PUBLIC COST: Road construction and maintenance takes a huge chuck of our tax dollars. The U.S. Department of Transportation’s annual budget is just south of $100 billion; half of which goes to the Federal Highway Administration.
PERSONAL COST: The annual cost to own and operate a vehicle is $8,698, according to AAA’s 2015 Your Driving Costs study. This research examines the cost of fuel, maintenance, tires, insurance, license and registration fees, taxes, depreciation and finance charges associated with driving a typical sedan 15,000 miles annually. In the United States, a driver can expect to spend 58 cents for each mile driven, nearly $725 per month, to cover the fixed and variable costs associated with owning and operating a car in 2015.
AIR POLLUTION: The U.S. Environmental Protection Agency estimate motor vehicles produce roughly one-half of pollutants like volatile organic compounds (VOCs), nitrogen oxide and particulate matter. Seventy-five percent of carbon monoxide emissions come from automobiles. In urban areas, harmful automotive emissions are responsible for anywhere between 50 and 90 percent of air pollution.
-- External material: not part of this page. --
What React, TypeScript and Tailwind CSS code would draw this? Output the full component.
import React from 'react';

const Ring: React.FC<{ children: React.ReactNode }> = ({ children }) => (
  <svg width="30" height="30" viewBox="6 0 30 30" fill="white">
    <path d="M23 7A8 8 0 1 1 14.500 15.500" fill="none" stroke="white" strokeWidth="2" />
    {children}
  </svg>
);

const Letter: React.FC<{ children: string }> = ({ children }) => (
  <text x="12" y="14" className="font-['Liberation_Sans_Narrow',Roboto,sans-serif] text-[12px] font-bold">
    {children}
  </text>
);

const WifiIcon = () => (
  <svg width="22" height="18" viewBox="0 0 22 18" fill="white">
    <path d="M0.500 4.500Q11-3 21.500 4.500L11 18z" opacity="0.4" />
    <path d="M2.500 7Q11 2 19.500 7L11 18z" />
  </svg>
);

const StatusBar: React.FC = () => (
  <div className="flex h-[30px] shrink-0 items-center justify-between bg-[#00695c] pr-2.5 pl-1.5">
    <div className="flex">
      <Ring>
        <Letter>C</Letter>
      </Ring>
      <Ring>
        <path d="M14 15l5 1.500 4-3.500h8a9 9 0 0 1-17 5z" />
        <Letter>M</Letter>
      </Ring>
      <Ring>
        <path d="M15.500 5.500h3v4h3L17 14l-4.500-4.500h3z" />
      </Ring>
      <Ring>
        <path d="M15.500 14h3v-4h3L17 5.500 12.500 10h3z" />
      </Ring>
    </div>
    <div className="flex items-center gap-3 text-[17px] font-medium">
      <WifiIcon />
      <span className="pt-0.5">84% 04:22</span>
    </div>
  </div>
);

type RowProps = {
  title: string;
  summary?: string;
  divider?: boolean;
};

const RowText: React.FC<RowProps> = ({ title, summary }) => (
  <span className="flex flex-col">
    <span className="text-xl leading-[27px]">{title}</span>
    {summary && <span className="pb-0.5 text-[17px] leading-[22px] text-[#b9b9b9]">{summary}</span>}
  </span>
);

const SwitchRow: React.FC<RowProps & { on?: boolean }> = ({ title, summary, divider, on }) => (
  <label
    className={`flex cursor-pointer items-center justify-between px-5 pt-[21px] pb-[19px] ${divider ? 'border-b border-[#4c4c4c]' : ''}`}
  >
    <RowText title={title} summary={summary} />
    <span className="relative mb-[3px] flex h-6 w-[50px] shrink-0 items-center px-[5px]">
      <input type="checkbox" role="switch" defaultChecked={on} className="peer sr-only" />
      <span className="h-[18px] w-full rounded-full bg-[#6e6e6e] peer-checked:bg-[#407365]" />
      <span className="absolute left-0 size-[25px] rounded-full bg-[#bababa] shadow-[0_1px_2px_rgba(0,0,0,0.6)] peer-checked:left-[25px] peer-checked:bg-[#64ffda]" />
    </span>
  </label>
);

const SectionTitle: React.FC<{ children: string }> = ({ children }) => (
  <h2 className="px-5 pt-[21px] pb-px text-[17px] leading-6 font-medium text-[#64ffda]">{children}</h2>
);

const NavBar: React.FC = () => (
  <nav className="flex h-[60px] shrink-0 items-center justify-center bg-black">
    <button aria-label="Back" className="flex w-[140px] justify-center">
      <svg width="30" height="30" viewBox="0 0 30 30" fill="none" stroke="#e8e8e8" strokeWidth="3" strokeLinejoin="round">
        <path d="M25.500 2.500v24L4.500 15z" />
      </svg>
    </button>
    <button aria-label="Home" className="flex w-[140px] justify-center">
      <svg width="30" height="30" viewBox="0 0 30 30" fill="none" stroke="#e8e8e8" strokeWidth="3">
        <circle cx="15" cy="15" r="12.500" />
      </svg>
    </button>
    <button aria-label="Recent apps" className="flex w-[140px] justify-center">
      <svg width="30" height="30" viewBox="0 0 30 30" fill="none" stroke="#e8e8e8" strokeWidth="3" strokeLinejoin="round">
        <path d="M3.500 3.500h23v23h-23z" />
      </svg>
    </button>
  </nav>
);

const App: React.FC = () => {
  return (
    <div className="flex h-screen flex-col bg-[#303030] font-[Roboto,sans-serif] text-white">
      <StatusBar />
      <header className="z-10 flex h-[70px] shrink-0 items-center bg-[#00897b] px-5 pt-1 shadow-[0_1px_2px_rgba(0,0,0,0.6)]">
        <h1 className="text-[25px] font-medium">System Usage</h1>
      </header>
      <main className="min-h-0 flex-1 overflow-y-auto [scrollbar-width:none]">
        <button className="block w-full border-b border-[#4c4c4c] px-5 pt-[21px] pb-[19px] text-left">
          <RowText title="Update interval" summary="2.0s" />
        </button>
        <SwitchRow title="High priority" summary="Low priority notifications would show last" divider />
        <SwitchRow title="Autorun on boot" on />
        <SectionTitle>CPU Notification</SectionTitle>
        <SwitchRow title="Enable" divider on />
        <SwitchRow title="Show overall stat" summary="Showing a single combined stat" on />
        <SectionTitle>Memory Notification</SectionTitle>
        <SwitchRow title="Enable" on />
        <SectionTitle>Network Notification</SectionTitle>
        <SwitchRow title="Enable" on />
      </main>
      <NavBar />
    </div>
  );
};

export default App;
INEFFICIENT: Few things unite strangers more than the frustration and anger of sitting in stationary traffic, with no discernible reason for the blockage and no end in sight. The causes of traffic jams are well understood – among them accidents; urbanization; poor infrastructure; peak hour traffic; and variable traffic speeds on congested roads. The cost of our wasted time is calculated, too. As reported by The Economist (11-3-14), the Centre for Economics and Business Research in London and INRIX, a traffic-data firm, estimated the impact of traffic congestion on various economies by measuring 1) how sitting in traffic reduces productivity of the labor force; 2) how inflated transportation costs raise the prices of goods; and 3) the carbon-equivalent cost of exhaust fumes. Two-thirds of the costs incurred are the result of wasted fuel and time that could be better spent elsewhere, and the remainder from increased business expenses. In the United States, the average cost of congestion to a car-owning household is estimated to be $1,700 a year; but traffic is so bad in Los Angeles that each resident loses around $6,000 a year twiddling their thumbs in traffic.
… VERSUS THE CHALLENGING LONG VIEW
Think what could have been done to invent and advance more efficient, safer, healthier mass transit (along with station-to-destination conveyances, including people-movers, shuttles, rental bikes, etc.) with all the money spent to build and maintain our aging transportation infrastructure (170,000 miles in California) and the 10 million cars and trucks purchased annually.
Too much, too late … judge for yourself.
SUBWAYS: New York Subway, one of history’s most visionary projects has an annual budget of $14 billion, less than half of which is covered by fares. It would cost an estimated $2-3 trillion to build today.
HIGH-SPEED RAIL: California’s proposed 200 mph high-speed rail (the so-called bullet train) from the Bay Area to Los Angeles (and eventually Sacramento to San Diego) is running at least four years behind schedule (no joke) and the original cost estimated has more than doubled to $68 billion, reported Bloomberg News (6-28-16) in a less-than-encouraging article titled “California Hits the Brakes on High-Speed Rail Fiasco.”
HYPERLOOP: A sleek pod inside a vacuum-sealed tube, floating above rails (“magnetic levitation”), racing at speeds up to 800 mph could be the next best thing to teleportation, if it were ever to happen, which is unlikely. If perception comes anywhere close to reality, the project is on shaky ground. Sources quoted in a recent USA Today (6-27-16) article, “Hyperloop may be a transportation leap too far,” describe it as “hucksterism,” “boondoggle,” “moonshot,” “money-losing proposition” and “vomit comet.”
Sooner than later the social and individual costs of driving will become intolerable and we’ll be forced to commit to better models of mass transportation. In the meantime, we’ll continue “doing the same thing over and over again and expecting different results,” which is Albert Einstein’s infamous definition of insanity.